Foram poucos os fogos soltados pelos empresários e governos dos quatro países que compõem o Mercosul e os 28 que formam a União Europeia (UE), pelo que representa de positivo a finalização das negociações para o acordo entre os dois blocos. A UE é um mercado comum onde existe uma união aduaneira com políticas comuns de regulamentação de produtos e com liberdade de circulação de pessoas, serviços e capitais. O Mercosul tem significado mais restrito, sendo apenas uma área de livre comércio com tarifas eliminadas ou reduzidas, sem quotas e preferências dos bens comercializados. Pode ser considerada como um caminho para se alcançar uma união aduaneira. O tratado firmado inclui bens, serviços, investimentos e compras governamentais.

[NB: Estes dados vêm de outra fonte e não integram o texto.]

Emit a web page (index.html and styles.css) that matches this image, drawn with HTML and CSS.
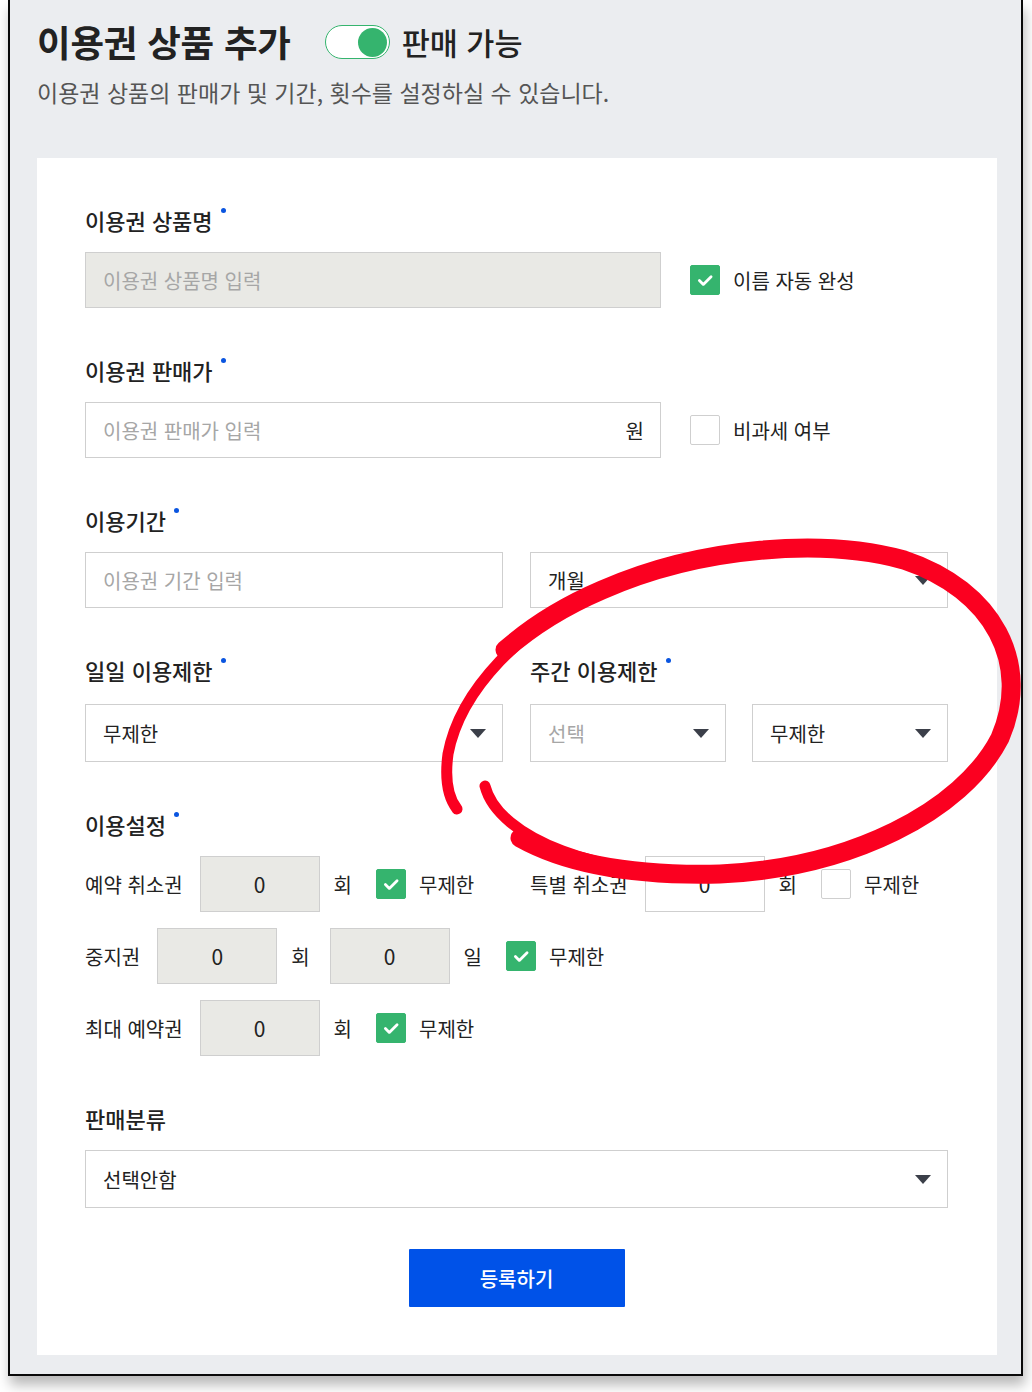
FILE: index.html
```html
<!DOCTYPE html>
<html lang="ko">
<head>
<meta charset="utf-8">
<title>이용권 상품 추가</title>
<link rel="stylesheet" href="styles.css">
</head>
<body>
<div class="frame">
  <header class="head">
    <div class="title-row">
      <h1 class="title">이용권 상품 추가</h1>
      <span class="toggle"><span class="knob"></span></span>
      <span class="toggle-label">판매 가능</span>
    </div>
    <p class="subtitle">이용권 상품의 판매가 및 기간, 횟수를 설정하실 수 있습니다.</p>
  </header>

  <main class="card">
    <section class="field">
      <div class="label">이용권 상품명<span class="req"></span></div>
      <div class="line">
        <div class="input gray wide"><span class="ph">이용권 상품명 입력</span></div>
        <div class="check"><span class="box on"><svg viewBox="0 0 30 30"><path d="M9 15.5l4.2 4.2L21.5 11.5"/></svg></span>이름 자동 완성</div>
      </div>
    </section>

    <section class="field">
      <div class="label">이용권 판매가<span class="req"></span></div>
      <div class="line">
        <div class="input wide"><span class="ph">이용권 판매가 입력</span><span class="suffix">원</span></div>
        <div class="check"><span class="box"></span>비과세 여부</div>
      </div>
    </section>

    <section class="field">
      <div class="label">이용기간<span class="req"></span></div>
      <div class="cols">
        <div class="input"><span class="ph">이용권 기간 입력</span></div>
        <div class="input select"><span>개월</span><span class="arrow"></span></div>
      </div>
    </section>

    <section class="cols field mid">
      <div class="col">
        <div class="label">일일 이용제한<span class="req"></span></div>
        <div class="input select tall"><span>무제한</span><span class="arrow"></span></div>
      </div>
      <div class="col">
        <div class="label">주간 이용제한<span class="req"></span></div>
        <div class="pair">
          <div class="input select tall"><span class="ph">선택</span><span class="arrow"></span></div>
          <div class="input select tall"><span>무제한</span><span class="arrow"></span></div>
        </div>
      </div>
    </section>

    <section class="field">
      <div class="label">이용설정<span class="req"></span></div>
      <div class="rows">
        <div class="cols">
          <div class="set">
            <span class="set-label">예약 취소권</span>
            <div class="num gray">0</div>
            <span class="unit">회</span>
            <div class="check"><span class="box on"><svg viewBox="0 0 30 30"><path d="M9 15.5l4.2 4.2L21.5 11.5"/></svg></span>무제한</div>
          </div>
          <div class="set">
            <span class="set-label">특별 취소권</span>
            <div class="num">0</div>
            <span class="unit">회</span>
            <div class="check"><span class="box"></span>무제한</div>
          </div>
        </div>
        <div class="set">
          <span class="set-label">중지권</span>
          <div class="num gray">0</div>
          <span class="unit tight">회</span>
          <div class="num gray">0</div>
          <span class="unit">일</span>
          <div class="check"><span class="box on"><svg viewBox="0 0 30 30"><path d="M9 15.5l4.2 4.2L21.5 11.5"/></svg></span>무제한</div>
        </div>
        <div class="set">
          <span class="set-label">최대 예약권</span>
          <div class="num gray">0</div>
          <span class="unit">회</span>
          <div class="check"><span class="box on"><svg viewBox="0 0 30 30"><path d="M9 15.5l4.2 4.2L21.5 11.5"/></svg></span>무제한</div>
        </div>
      </div>
    </section>

    <section class="field">
      <div class="label">판매분류</div>
      <div class="input select tall"><span>선택안함</span><span class="arrow"></span></div>
    </section>

    <div class="actions">
      <button class="submit" type="button">등록하기</button>
    </div>
  </main>
</div>

<svg class="scribble" viewBox="0 0 1032 1392" aria-hidden="true">
  <path class="s-thin" d="M485 786 C498 838 600 878 720 874 C850 868 962 812 1000 738 C1032 664 994 590 904 560 C824 538 702 546 602 590 C522 626 460 690 448 754 C444 784 450 800 457 809"/>
  <path class="s-thick" d="M520 838 C570 866 640 876 720 874 C850 868 962 812 1000 738 C1032 664 994 590 904 560 C824 538 702 546 602 590 C560 608 530 628 505 650"/>
</svg>
</body>
</html>
```

FILE: styles.css
```css
* { box-sizing: border-box; }

html, body {
  margin: 0;
  padding: 0;
  background: #ffffff;
}

body {
  position: relative;
  width: 1032px;
  height: 1392px;
  font-family: "Noto Sans CJK KR", "Noto Sans", sans-serif;
  color: #222;
  overflow: hidden;
}

.frame {
  margin-left: 8px;
  width: 1015px;
  background: #ebedf0;
  border: 2px solid #0a0a0a;
  border-top: none;
  padding: 0 24px 19px 27px;
  box-shadow: 2px 9px 12px rgba(0, 0, 0, 0.28);
}

/* header */
.head { padding-top: 18px; }

.title-row {
  display: flex;
  align-items: center;
  height: 48px;
}

.title {
  margin: 0;
  font-size: 36.5px;
  font-weight: 700;
  color: #222;
  line-height: 48px;
  letter-spacing: -0.2px;
}

.toggle {
  margin-left: 34px;
  width: 65px;
  height: 34px;
  border: 1.5px solid #35b46e;
  border-radius: 17px;
  background: #fff;
  display: flex;
  align-items: center;
  justify-content: flex-end;
  padding-right: 2px;
}

.knob {
  width: 29px;
  height: 29px;
  border-radius: 50%;
  background: #35b46e;
}

.toggle-label {
  margin-left: 12px;
  font-size: 30.5px;
  font-weight: 500;
  color: #222;
}

.subtitle {
  margin: 11px 0 0;
  font-size: 23px;
  line-height: 30px;
  color: #555;
}

/* card */
.card {
  margin-top: 51px;
  width: 960px;
  background: #fff;
  padding: 47px 49px 48px 48px;
}

.field + .field { margin-top: 47px; }

.label {
  display: flex;
  align-items: flex-start;
  height: 30px;
  line-height: 30px;
  font-size: 22px;
  font-weight: 500;
  color: #222;
  margin-bottom: 17px;
}

.field.mid .label { margin-bottom: 19px; }

.req {
  width: 5px;
  height: 5px;
  border-radius: 50%;
  background: #0a55e0;
  margin: 3px 0 0 8px;
}

.line {
  display: flex;
  align-items: center;
}

.cols {
  display: grid;
  grid-template-columns: 1fr 1fr;
  column-gap: 27px;
}

.pair {
  display: grid;
  grid-template-columns: 1fr 1fr;
  column-gap: 26px;
}

.input {
  height: 56px;
  border: 1px solid #cfcfcf;
  background: #fff;
  display: flex;
  align-items: center;
  justify-content: space-between;
  padding: 0 16px 0 17px;
  font-size: 20px;
  color: #222;
}

.input.tall { height: 58px; }

.input.gray { background: #e9e9e5; }

.input.wide { width: 576px; }

.ph { color: #a6a6a6; }

.suffix { color: #222; }

.arrow {
  width: 0;
  height: 0;
  border-left: 8px solid transparent;
  border-right: 8px solid transparent;
  border-top: 9px solid #3b3f49;
}

/* checkbox */
.check {
  display: flex;
  align-items: center;
  font-size: 20px;
  color: #222;
  white-space: nowrap;
}

.line .check { margin-left: 29px; }

.box {
  width: 30px;
  height: 30px;
  border: 1px solid #cfcfcf;
  border-radius: 2px;
  background: #fff;
  margin-right: 13px;
  display: flex;
  align-items: center;
  justify-content: center;
}

.box.on {
  background: #35b46e;
  border-color: #35b46e;
}

.box svg {
  width: 30px;
  height: 30px;
}

.box svg path {
  fill: none;
  stroke: #fff;
  stroke-width: 3;
  stroke-linecap: round;
  stroke-linejoin: round;
}

/* settings rows */
.rows {
  display: flex;
  flex-direction: column;
  gap: 16px;
}

.set {
  display: flex;
  align-items: center;
  height: 56px;
}

.set-label {
  font-size: 20px;
  color: #222;
  margin-right: 17px;
  white-space: nowrap;
}

.num {
  width: 120px;
  height: 56px;
  border: 1px solid #cfcfcf;
  background: #fff;
  display: flex;
  align-items: center;
  justify-content: center;
  font-size: 21px;
  color: #222;
}

.num.gray { background: #e9e9e5; }

.unit {
  font-size: 20px;
  color: #222;
  margin: 0 24px 0 14px;
}

.unit.tight { margin-right: 20px; }

/* action */
.actions {
  display: flex;
  justify-content: center;
  margin-top: 41px;
}

.submit {
  width: 216px;
  height: 58px;
  border: none;
  border-radius: 1px;
  background: #0052e8;
  color: #fff;
  font-family: inherit;
  font-size: 20px;
  font-weight: 500;
}

/* hand-drawn highlight overlay */
.scribble {
  position: absolute;
  left: 0;
  top: 0;
  width: 1032px;
  height: 1392px;
  pointer-events: none;
}

.scribble path {
  fill: none;
  stroke: #fb0020;
  stroke-linecap: round;
  stroke-linejoin: round;
}

.s-thin { stroke-width: 11; }
.s-thick { stroke-width: 19; }
```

O Brasil, o maior país do Mercosul e que participa com apenas 1,2% do comércio mundial, será o mais beneficiado. As primeiras estimativas revelam que haverá um aumento de cerca de US$ 100 bilhões nas suas exportações e que os novos investimentos sofrerão um salto superior a US$ 110 bilhões, mergulhando num mercado de US$ 500 bilhões. Está na hora de abrirmos os olhos e aprendermos a agir estrategicamente. Não se deve, por exemplo, querer exportar tudo que produzimos, de veneno de cobra a aeronaves, como fazemos hoje, mas sermos seletivos, dando preferência aos bens e serviços onde temos vantagens comparativas e que estejam na lista dos produtos mais importados pela UE. Exportar o que eles estão comprando é mais fácil do que exportar o que fabricamos e não representa um hábito de consumo. Também não deve ser esquecido que o comércio mundial para ser forte, tem de ter duas vias, uma de ida outra de volta.

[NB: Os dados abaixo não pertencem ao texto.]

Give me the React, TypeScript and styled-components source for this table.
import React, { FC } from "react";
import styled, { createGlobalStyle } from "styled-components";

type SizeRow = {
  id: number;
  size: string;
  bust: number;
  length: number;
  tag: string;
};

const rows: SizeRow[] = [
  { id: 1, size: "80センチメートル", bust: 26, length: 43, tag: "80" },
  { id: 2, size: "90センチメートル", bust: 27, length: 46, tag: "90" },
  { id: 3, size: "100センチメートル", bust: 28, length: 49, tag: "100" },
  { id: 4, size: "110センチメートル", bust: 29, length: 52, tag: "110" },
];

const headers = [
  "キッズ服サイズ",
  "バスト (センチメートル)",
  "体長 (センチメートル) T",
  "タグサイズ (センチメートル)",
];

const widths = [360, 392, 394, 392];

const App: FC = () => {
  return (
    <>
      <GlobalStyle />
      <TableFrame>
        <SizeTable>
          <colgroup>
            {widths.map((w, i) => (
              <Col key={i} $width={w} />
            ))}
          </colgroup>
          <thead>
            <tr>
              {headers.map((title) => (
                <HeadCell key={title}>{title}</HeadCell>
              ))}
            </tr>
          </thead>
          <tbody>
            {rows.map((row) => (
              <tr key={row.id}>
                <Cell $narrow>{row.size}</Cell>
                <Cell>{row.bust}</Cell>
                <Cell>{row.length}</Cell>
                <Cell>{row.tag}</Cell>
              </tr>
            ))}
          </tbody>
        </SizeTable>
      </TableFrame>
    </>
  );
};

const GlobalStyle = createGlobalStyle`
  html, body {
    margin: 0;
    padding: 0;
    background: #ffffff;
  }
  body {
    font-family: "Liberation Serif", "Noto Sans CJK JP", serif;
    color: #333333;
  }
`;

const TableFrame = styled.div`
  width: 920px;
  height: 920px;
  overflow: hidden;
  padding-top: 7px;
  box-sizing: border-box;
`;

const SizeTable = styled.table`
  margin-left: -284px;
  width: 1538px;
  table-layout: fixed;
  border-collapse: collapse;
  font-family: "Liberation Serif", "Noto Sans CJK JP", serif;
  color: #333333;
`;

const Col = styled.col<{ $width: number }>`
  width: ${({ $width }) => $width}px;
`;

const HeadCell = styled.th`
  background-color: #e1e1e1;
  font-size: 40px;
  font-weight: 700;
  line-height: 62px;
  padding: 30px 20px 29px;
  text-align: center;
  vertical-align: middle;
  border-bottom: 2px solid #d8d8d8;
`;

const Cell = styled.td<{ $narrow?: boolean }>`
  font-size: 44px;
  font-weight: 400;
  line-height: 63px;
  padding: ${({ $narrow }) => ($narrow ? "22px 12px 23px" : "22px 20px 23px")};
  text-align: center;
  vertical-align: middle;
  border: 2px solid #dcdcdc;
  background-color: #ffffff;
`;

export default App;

Se somos bons no agronegócio, os esforços devem ser concentrados aí. A ideia de ampliarmos as exportações de suco de laranja, café solúvel e frutas é boa, e podemos começar por este caminho. O açúcar que produzimos a partir da cana tem valor dos mais baixos do mundo. O açúcar de beterraba tem custo de produção quase quatro vezes maior e só é mantido com elevado subsídio governamental que protege os agricultores locais. A eliminação das cotas nos daria supremacia mundial nesse adoçante.
A técnica aplicada pela Agrovale, na região de Juazeiro, na Bahia, de irrigação por gotejamento subterrâneo, com baixo consumo de água, tem a marca de cerca de 300 toneladas por hectare (t/ha) de cana, superando em muito os tradicionais 50 t/ha dos produtores alagoanos e dos 90 t/ha dos paulistas de Sertãozinho, sendo a maior produtividade agrícola do mundo. A utilização das extensas terras planas das margens do Rio São Francisco, de fácil mecanização, permitiria um aumento considerável da produção de açúcar e álcool incluídos no tratado Mercosul/UE. Se somaria a isso o emprego da técnica de hidrólise enzimática na produção de etanol de segunda geração a partir do bagaço da cana-de-açúcar para aumentar o volume da oferta desse combustível renovável. Enfim, o acordo assinado abre perspectivas de aumento de investimentos, inclusive e, sobretudo, de capital estrangeiro, em novos campos da produção na fabricação de insumos energéticos competitivos, por demais, no mercado mundial.
O sucesso do acordo significa também um avanço para o Mercosul. O ingresso de outros países, a integração maior dos americanos do sul, a negociação em bloco e os avanços tecnológicos que por certo virão, são ganhos de difícil aferição nos primeiros anos de seu funcionamento. Necessário também a participação dos governos e empresários de todo o país. O modelo adotado nas negociações do Mercosul, por exemplo, predominantemente setoriais e muito pouco regionais, terminou por privilegiar as regiões mais desenvolvidas. As entidades setoriais da iniciativa privada têm sede em São Paulo e a participação exclusiva delas nas tarefas de negociação do refinamento do acordo, terminam por beneficiar o Sudeste, em detrimento das demais regiões.
Como se pode observar, não se esgotam aí as notas sobre a otimização do tratado. O novo caminho está cheio de novas esperanças, mas recheado de percalços. Nada que não se possa superar.